Daher erscheint jetzt dem Devānampriya schon der hundertste oder tausendste Teil aller dieser Menschen, die bei der Eroberung des Landes der Kalinga erschlagen wurden, starben oder verschleppt wurden, sehr beklagenswert. Devānampriya ist auch der Ansicht, man solle vergeben, was nur irgend vergeben werden kann. Sogar die wilden Völker der Wälder, die im Reiche Devānampriyas leben, besänftigt er und gewinnt sie für sich. Er läßt sie wissen, daß Devānampriya die Macht hat, sie zu strafen, damit sie sich in acht nehmen und nicht mit dem Tode bestraft werden müssen. Devānampriya erstrebt nämlich im Interesse aller Wesen Verzicht auf Gewalt, Selbstbeherrschung, Gerechtigkeit und Milde.

Diesen Sieg aber hält Devānampriya für den größten, nämlich den Sieg des moralischen Gesetzes. Dieser Sieg ist dem Devānampriya wiederholt zugefallen, sowohl hier wie bei allen seinen Nachbarn, sogar auf eine Entfernung von 600 Yojanas, wo der Ionier-König Antiochos regiert, und noch über das Reich dieses Antiochos hinaus, wo vier andere Könige regieren, nämlich König Ptolemaios, König Antigonos, König Magas und König Alexander, ebenso nach Süden, wo die Chodas und Pandyas wohnen, ja bis nach Ceylon. Ebenso hier in des Königs eigenem Reich, bei den loniern und Kambojas, bei den Nabhakas und Nabhapanktis, bei den Bhojas und Pitinikyas, bei den Andhras und Paladas. Alle diese Völkerstämme befolgen aufgrund der von Devānampriya gegebenen Belehrung das moralische Gesetz. Sogar solche Herrscher, zu denen die Gesandten Devānampriyas nicht kommen, haben gehört von den moralischen Pflichten, die Devānampriya auf sich genommen hat, von den Verordnungen, von den Belehrungen über das moralische Gesetz, und sie folgen dem moralischen Gesetz oder werden es tun.

Der Sieg aber, der hierdurch überall errungen wird, ist eine Quelle tiefer Befriedigung. Diese Befriedigung - nämlich die Befriedigung über den Sieg des moralischen Gesetzes - ist auch von Bestand. Und doch ist diese Befriedigung von geringer Bedeutung, denn Devānampriya ist der Ansicht, daß allein die Folgen in der anderen Welt von großer Bedeutung sind.

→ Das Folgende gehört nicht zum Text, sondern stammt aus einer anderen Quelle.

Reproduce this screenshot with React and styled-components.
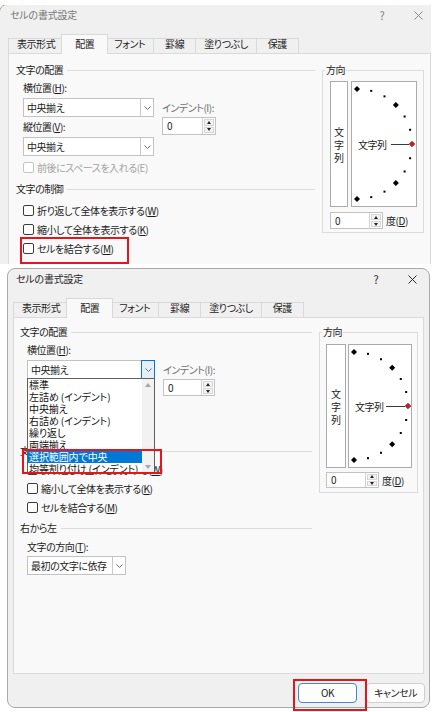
import React from "react";
import styled, { createGlobalStyle, css } from "styled-components";

const FONT = `"Noto Sans CJK JP", "Noto Sans", sans-serif`;

const GlobalStyle = createGlobalStyle`
  * { box-sizing: border-box; }
  html, body { margin: 0; padding: 0; background: #ffffff; }
  body {
    font-family: ${FONT};
    font-size: 10px;
    letter-spacing: -0.45px;
    color: #1c1c1c;
    font-feature-settings: "palt" 1;
  }
`;

const markCss = css`
  &::after {
    content: "";
    position: absolute;
    left: ${(p) => p.$mark.x}px;
    top: ${(p) => p.$mark.y}px;
    width: ${(p) => p.$mark.w}px;
    height: ${(p) => p.$mark.h}px;
    border: 2px solid #e8141c;
    pointer-events: none;
    z-index: 20;
  }
`;

const Page = styled.div`
  width: 438px;
  height: 712px;
  overflow: hidden;
  display: flex;
  flex-direction: column;
`;

const Crop = styled.div`
  flex: none;
  margin-top: 5px;
  width: 431px;
  height: 259px;
  overflow: hidden;
`;

const Window = styled.div`
  flex: none;
  display: flex;
  flex-direction: column;
  width: ${(p) => p.$w}px;
  height: 440px;
  margin: ${(p) => p.$m};
  background: #f0f0f0;
  border: 1px solid #a9a9a9;
  border-radius: 8px;
`;

const TitleBar = styled.div`
  flex: none;
  display: flex;
  align-items: flex-start;
  height: 29px;
  padding: 3px ${(p) => p.$pr}px 0 ${(p) => p.$pl}px;
`;

const TitleText = styled.div`
  flex: 1;
  line-height: 14px;
  letter-spacing: -0.2px;
  color: ${(p) => (p.$active ? "#262626" : "#777777")};
`;

const TitleButton = styled.div`
  flex: none;
  width: ${(p) => p.$w}px;
  height: 14px;
  display: flex;
  align-items: center;
  justify-content: center;
  font-size: 11px;
  color: ${(p) => (p.$active ? "#262626" : "#808080")};
`;

const TabStrip = styled.div`
  flex: none;
  display: flex;
  align-items: flex-end;
  height: 19px;
  padding-left: ${(p) => p.$pl}px;
`;

const Tab = styled.div`
  flex: none;
  min-width: 43px;
  height: 15px;
  margin-right: -1px;
  padding: 0 8px;
  display: flex;
  justify-content: center;
  align-items: flex-start;
  line-height: 10px;
  white-space: nowrap;
  background: #f0f0f0;
  border: 1px solid #d9d9d9;
  border-bottom: none;
  ${(p) =>
    p.$selected &&
    css`
      position: relative;
      z-index: 1;
      min-width: 47px;
      height: 20px;
      margin: 0 -3px -1px -2px;
      padding: 4px 10px 0;
      background: #f9f9f9;
    `}
`;

const Panel = styled.div`
  flex: 1;
  min-height: 0;
  margin: 0 ${(p) => p.$mr}px 0 ${(p) => p.$ml}px;
  padding: ${(p) => p.$pt}px ${(p) => p.$pr}px 0 ${(p) => p.$pl}px;
  display: grid;
  grid-template-columns: minmax(0, 1fr) ${(p) => p.$fw}px;
  column-gap: 7px;
  align-items: start;
  background: #f9f9f9;
  border: 1px solid #dadada;
`;

const Column = styled.div`
  display: flex;
  flex-direction: column;
  min-width: 0;
`;

const GroupHeader = styled.div`
  display: flex;
  align-items: center;
  gap: 4px;
  height: 14px;
  line-height: 14px;
  margin-top: ${(p) => p.$mt || 0}px;
  white-space: nowrap;
  &::after {
    content: "";
    flex: 1;
    border-top: 1px solid #dcdcdc;
  }
`;

const GroupBody = styled.div`
  display: flex;
  flex-direction: column;
  padding-left: 7px;
`;

const AlignGrid = styled.div`
  display: grid;
  grid-template-columns: ${(p) => p.$comboW}px auto;
  column-gap: 8px;
  align-items: start;
`;

const FieldLabel = styled.div`
  height: 14px;
  line-height: 14px;
  margin-top: ${(p) => p.$mt || 0}px;
  white-space: nowrap;
  color: ${(p) => (p.$muted ? "#6e6e6e" : "inherit")};
`;

const Key = styled.span`
  text-decoration: underline;
  text-underline-offset: 1px;
`;

const ComboWrap = styled.div`
  position: relative;
  margin-top: ${(p) => p.$mt || 0}px;
`;

const ComboBox = styled.div`
  display: flex;
  width: ${(p) => p.$w}px;
  height: 19px;
  background: #ffffff;
  border: 1px solid #c2c2c2;
`;

const ComboValue = styled.div`
  flex: 1;
  min-width: 0;
  padding-left: 3px;
  line-height: 17px;
  white-space: nowrap;
  overflow: hidden;
`;

const ComboArrow = styled.div`
  flex: none;
  width: 13px;
  display: flex;
  align-items: center;
  justify-content: center;
  border-left: 1px solid #c9c9c9;
  ${(p) =>
    p.$open &&
    css`
      width: 14px;
      margin: -1px -1px -1px 0;
      border: 1px solid #0a74d0;
      background: #e3effb;
    `}
`;

const DropList = styled.div`
  position: absolute;
  left: 0;
  top: 18px;
  z-index: 5;
  width: 100%;
  height: 95px;
  display: flex;
  background: #ffffff;
  border: 1px solid #5f5f5f;
  ${(p) => p.$mark && markCss}
`;

const ListItems = styled.div`
  flex: 1;
  min-width: 0;
  overflow: hidden;
`;

const ListItem = styled.div`
  height: 12px;
  line-height: 12px;
  padding-left: 1px;
  white-space: nowrap;
  letter-spacing: -0.1px;
  color: #111111;
  ${(p) =>
    p.$active &&
    css`
      background: #0078d7;
      color: #ffffff;
    `}
`;

const ScrollTrack = styled.div`
  flex: none;
  width: 12px;
  display: flex;
  flex-direction: column;
  align-items: center;
  justify-content: space-between;
  padding: 4px 0 3px;
  background: #f2f2f2;
`;

const Arrow = styled.span`
  width: 0;
  height: 0;
  border-left: ${(p) => p.$s}px solid transparent;
  border-right: ${(p) => p.$s}px solid transparent;
  ${(p) =>
    p.$down
      ? css`border-top: ${p.$s + 0.5}px solid ${p.$c};`
      : css`border-bottom: ${p.$s + 0.5}px solid ${p.$c};`}
`;

const SpinBox = styled.div`
  display: flex;
  width: ${(p) => p.$w}px;
  height: ${(p) => p.$h}px;
  margin-top: ${(p) => p.$mt || 0}px;
  background: #ffffff;
  border: 1px solid #c2c2c2;
`;

const SpinValue = styled.div`
  flex: 1;
  padding-left: 4px;
  line-height: ${(p) => p.$h - 2}px;
`;

const SpinButtons = styled.div`
  flex: none;
  width: 13px;
  display: flex;
  flex-direction: column;
  gap: 1px;
  padding: 1px;
  border-left: 1px solid #d3d3d3;
  background: #ffffff;
`;

const SpinHalf = styled.div`
  flex: 1;
  display: flex;
  align-items: center;
  justify-content: center;
  background: #f3f3f3;
  border: 1px solid #d6d6d6;
`;

const CheckRow = styled.div`
  position: relative;
  display: flex;
  align-items: center;
  gap: 3px;
  height: 14px;
  margin-top: ${(p) => p.$mt || 0}px;
  white-space: nowrap;
  color: ${(p) => (p.$disabled ? "#a3a3a3" : "inherit")};
  ${(p) => p.$mark && markCss}
`;

const CheckBox = styled.span`
  flex: none;
  width: 11px;
  height: 11px;
  background: #ffffff;
  border: 1px solid ${(p) => (p.$disabled ? "#c4c4c4" : "#3b3b3b")};
  border-radius: 2px;
`;

const DirectionSet = styled.fieldset`
  margin: 0;
  min-width: 0;
  padding: ${(p) => p.$pad};
  border: 1px solid #dcdcdc;
`;

const DirectionLegend = styled.legend`
  height: 14px;
  line-height: 14px;
  padding: 0 1px;
  margin-left: ${(p) => p.$ml}px;
`;

const DirectionRow = styled.div`
  display: flex;
  gap: ${(p) => p.$gap}px;
`;

const VerticalLabel = styled.div`
  flex: none;
  width: ${(p) => p.$w}px;
  height: ${(p) => p.$h}px;
  display: flex;
  flex-direction: column;
  align-items: center;
  justify-content: center;
  line-height: 13px;
  letter-spacing: 0;
  background: #ffffff;
  border: 1px solid #ababab;
`;

const DialFace = styled.div`
  flex: none;
  width: ${(p) => p.$w}px;
  height: ${(p) => p.$h}px;
  background: #ffffff;
  border: 1px solid #ababab;
  svg {
    display: block;
  }
`;

const DegreeRow = styled.div`
  display: flex;
  align-items: center;
  gap: 3px;
  margin-top: ${(p) => p.$mt}px;
  white-space: nowrap;
`;

const Footer = styled.div`
  flex: none;
  height: 33px;
  display: flex;
  justify-content: flex-end;
  align-items: flex-start;
  gap: 9px;
  padding: 9px 4px 0 0;
`;

const Button = styled.button`
  position: relative;
  width: 59px;
  height: 20px;
  padding: 0;
  overflow: visible;
  font: inherit;
  letter-spacing: inherit;
  color: #1c1c1c;
  line-height: 18px;
  background: #fdfdfd;
  border: 1px solid ${(p) => (p.$primary ? "#3d87d4" : "#cfcfcf")};
  border-radius: 4px;
  ${(p) => p.$mark && markCss}
`;

function CloseIcon({ color }) {
  return (
    <svg width="9" height="9" viewBox="0 0 9 9">
      <path d="M0.5 0.5 L8.5 8.5 M8.5 0.5 L0.5 8.5" stroke={color} strokeWidth="1" fill="none" />
    </svg>
  );
}

function Chevron() {
  return (
    <svg width="7" height="4" viewBox="0 0 7 4">
      <path d="M0.5 0.5 L3.5 3.5 L6.5 0.5" stroke="#6b6b6b" strokeWidth="1" fill="none" />
    </svg>
  );
}

function Combo({ w, value, open }) {
  return (
    <ComboBox $w={w}>
      <ComboValue>{value}</ComboValue>
      <ComboArrow $open={open}>
        <Chevron />
      </ComboArrow>
    </ComboBox>
  );
}

function Spin({ w, h, mt, value }) {
  return (
    <SpinBox $w={w} $h={h} $mt={mt}>
      <SpinValue $h={h}>{value}</SpinValue>
      <SpinButtons>
        <SpinHalf>
          <Arrow $s={2.5} $c="#222" />
        </SpinHalf>
        <SpinHalf>
          <Arrow $s={2.5} $down $c="#222" />
        </SpinHalf>
      </SpinButtons>
    </SpinBox>
  );
}

function Check({ mt, disabled, mark, children }) {
  return (
    <CheckRow $mt={mt} $disabled={disabled} $mark={mark}>
      <CheckBox $disabled={disabled} />
      <span>{children}</span>
    </CheckRow>
  );
}

function diamond(x, y, r) {
  return `${x},${y - r} ${x + r},${y} ${x},${y + r} ${x - r},${y}`;
}

function Dial({ w, h, lineStart }) {
  const iw = w - 2;
  const ih = h - 2;
  const cx = 5;
  const cy = ih / 2;
  const r = ih / 2 - 7;
  const marks = [];
  for (let a = 90; a >= -90; a -= 15) {
    const rad = (a * Math.PI) / 180;
    const x = cx + r * Math.cos(rad);
    const y = cy - r * Math.sin(rad);
    if (a === 0) {
      marks.push(<polygon key={a} points={diamond(x, y, 2.8)} fill="#e3131b" stroke="#4a0a0a" strokeWidth="0.6" />);
    } else if (Math.abs(a) % 45 === 0) {
      marks.push(<polygon key={a} points={diamond(x, y, 3)} fill="#000" />);
    } else {
      marks.push(<rect key={a} x={x - 1} y={y - 1} width="2" height="2" fill="#000" />);
    }
  }
  const ly = Math.floor(cy) + 0.5;
  return (
    <DialFace $w={w} $h={h}>
      <svg width={iw} height={ih} viewBox={`0 0 ${iw} ${ih}`}>
        <line x1={cx + lineStart} y1={ly} x2={cx + r - 3} y2={ly} stroke="#3a3a3a" strokeWidth="1" />
        {marks}
        <text x={cx + 1} y={cy} dominantBaseline="central" fontSize="10" fill="#1c1c1c" fontFamily={FONT}>
          文字列
        </text>
      </svg>
    </DialFace>
  );
}

const TABS = ["表示形式", "配置", "フォント", "罫線", "塗りつぶし", "保護"];
const H_ITEMS = [
  "標準",
  "左詰め (インデント)",
  "中央揃え",
  "右詰め (インデント)",
  "繰り返し",
  "両端揃え",
  "選択範囲内で中央",
  "均等割り付け (インデント)",
];

function FormatDialog({ cfg }) {
  const iconColor = cfg.active ? "#2a2a2a" : "#8a8a8a";
  return (
    <Window $w={cfg.w} $m={cfg.m}>
      <TitleBar $pl={cfg.titlePl} $pr={cfg.titlePr}>
        <TitleText $active={cfg.active}>セルの書式設定</TitleText>
        <TitleButton $w={46} $active={cfg.active}>?</TitleButton>
        <TitleButton $w={26} $active={cfg.active}>
          <CloseIcon color={iconColor} />
        </TitleButton>
      </TitleBar>
      <TabStrip $pl={cfg.tabsPl}>
        {TABS.map((t) => (
          <Tab key={t} $selected={t === "配置"}>
            {t}
          </Tab>
        ))}
      </TabStrip>
      <Panel {...cfg.panel}>
        <Column>
          <GroupHeader>文字の配置</GroupHeader>
          <GroupBody>
            <AlignGrid $comboW={cfg.comboW}>
              <Column>
                <FieldLabel $mt={4}>
                  横位置(<Key>H</Key>):
                </FieldLabel>
                <ComboWrap $mt={3}>
                  <Combo w={cfg.comboW} value="中央揃え" open={cfg.listOpen} />
                  {cfg.listOpen && (
                    <DropList $mark={cfg.listMark}>
                      <ListItems>
                        {H_ITEMS.map((item) => (
                          <ListItem key={item} $active={item === "選択範囲内で中央"}>
                            {item}
                          </ListItem>
                        ))}
                      </ListItems>
                      <ScrollTrack>
                        <Arrow $s={3.5} $c="#a6a6a6" />
                        <Arrow $s={3.5} $down $c="#a6a6a6" />
                      </ScrollTrack>
                    </DropList>
                  )}
                </ComboWrap>
                <FieldLabel $mt={3}>
                  縦位置(<Key>V</Key>):
                </FieldLabel>
                <ComboWrap $mt={3}>
                  <Combo w={cfg.comboW} value="中央揃え" />
                </ComboWrap>
                <Check mt={4} disabled>
                  前後にスペースを入れる(E)
                </Check>
              </Column>
              <Column>
                <FieldLabel $mt={24} $muted>
                  インデント(I):
                </FieldLabel>
                <Spin w={cfg.indentSpin.w} h={cfg.indentSpin.h} mt={2} value="0" />
              </Column>
            </AlignGrid>
          </GroupBody>
          <GroupHeader $mt={8}>文字の制御</GroupHeader>
          <GroupBody>
            <Check mt={cfg.checkFirst}>
              折り返して全体を表示する(<Key>W</Key>)
            </Check>
            <Check mt={5}>
              縮小して全体を表示する(<Key>K</Key>)
            </Check>
            <Check mt={5} mark={cfg.mergeMark}>
              セルを結合する(<Key>M</Key>)
            </Check>
          </GroupBody>
          <GroupHeader $mt={7}>右から左</GroupHeader>
          <GroupBody>
            <FieldLabel $mt={5}>
              文字の方向(<Key>T</Key>):
            </FieldLabel>
            <ComboWrap $mt={2}>
              <Combo w={99} value="最初の文字に依存" />
            </ComboWrap>
          </GroupBody>
        </Column>
        <DirectionSet $pad={cfg.dir.pad}>
          <DirectionLegend $ml={cfg.dir.legendMl}>方向</DirectionLegend>
          <DirectionRow $gap={cfg.dir.gap}>
            <VerticalLabel $w={cfg.dir.vw} $h={cfg.dir.h}>
              {"文字列".split("").map((c) => (
                <span key={c}>{c}</span>
              ))}
            </VerticalLabel>
            <Dial w={cfg.dir.dw} h={cfg.dir.h} lineStart={cfg.dir.lineStart} />
          </DirectionRow>
          <DegreeRow $mt={cfg.dir.degMt}>
            <Spin w={53} h={cfg.dir.degH} value="0" />
            <span>
              度(<Key>D</Key>)
            </span>
          </DegreeRow>
        </DirectionSet>
      </Panel>
      <Footer>
        <Button $primary $mark={cfg.okMark}>
          OK
        </Button>
        <Button>キャンセル</Button>
      </Footer>
    </Window>
  );
}

const TOP = {
  w: 439,
  m: "-1px 0 0 -1px",
  active: false,
  titlePl: 10,
  titlePr: 6,
  tabsPl: 8,
  panel: { $ml: 8, $mr: 6, $pt: 9, $pr: 6, $pl: 7, $fw: 102 },
  comboW: 131,
  indentSpin: { w: 54, h: 18 },
  checkFirst: 7,
  listOpen: false,
  mergeMark: { x: -3, y: -4, w: 105, h: 23 },
  dir: { pad: "4px 6px 3px 7px", legendMl: -5, gap: 3, vw: 18, dw: 66, h: 126, lineStart: 34, degMt: 5, degH: 17 },
};

const BOTTOM = {
  w: 423,
  m: "4px 0 0 7px",
  active: true,
  titlePl: 8,
  titlePr: 4,
  tabsPl: 5,
  panel: { $ml: 5, $mr: 5, $pt: 7, $pr: 5, $pl: 6, $fw: 99 },
  comboW: 128,
  indentSpin: { w: 52, h: 17 },
  checkFirst: 4,
  listOpen: true,
  listMark: { x: -6, y: 70, w: 136, h: 21 },
  okMark: { x: -6, y: -5, w: 70, h: 28 },
  dir: { pad: "5px 5px 4px 6px", legendMl: -4, gap: 2, vw: 20, dw: 64, h: 124, lineStart: 32, degMt: 4, degH: 16 },
};

export default function App() {
  return (
    <>
      <GlobalStyle />
      <Page>
        <Crop>
          <FormatDialog cfg={TOP} />
        </Crop>
        <FormatDialog cfg={BOTTOM} />
      </Page>
    </>
  );
}
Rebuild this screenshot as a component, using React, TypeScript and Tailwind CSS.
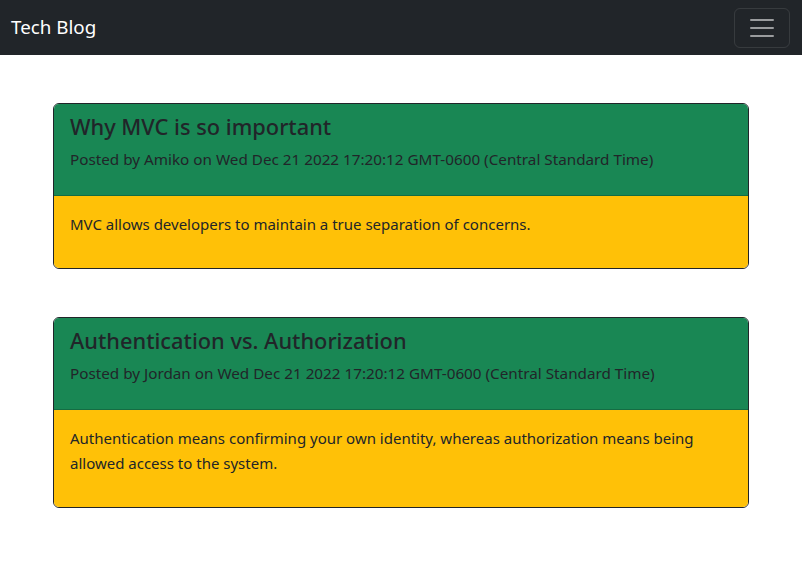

Dieses moralische Edikt wurde hier eingemeißelt, damit meine Söhne und noch die Urenkel, die ich vielleicht haben werde, nicht auf neue Eroberungen sinnen sollen. Werden sie aber wieder in kriegerische Handlungen verwickelt, so sollen sie Freude an milder Sinnesart und leichter Bestrafung haben. Sie sollen den Sieg des moralischen Gesetzes als den einzig wahren Sieg ansehen. Dieser Sieg trägt gute Frucht in dieser Welt und in der anderen Welt. Ihre einzige Freude sei die Freude an der rechten Anstrengung.

Denn ein solches Verhalten trägt gute Frucht in dieser Welt und in der anderen Welt.

14. Felsen-Edikt: Nachwort 

Diese moralischen Edikte ließ der König Devānampriya Priyadārsin einmeißeln, und zwar in abgekürzter Form, in mittlerer und in voller Länge. Denn alles war nicht überall passend. Mein Reich hat nämlich weite Ausdehnung, und es sind schon viele Edikte eingemeißelt worden, und es sollen noch mehr eingemeißelt werden. Einiges aber wurde wieder und wieder gesagt wegen der Schönheit bestimmter Themen und damit die Menschen dementsprechend handeln sollen. In einigen Fällen aber wurden die Edikte unvollständig eingemeißelt, sei es mit Rücksicht auf den zur Verfügung stehenden Platz oder weil der Sinn nicht verstanden wurde oder durch einen Fehler des Schreibers.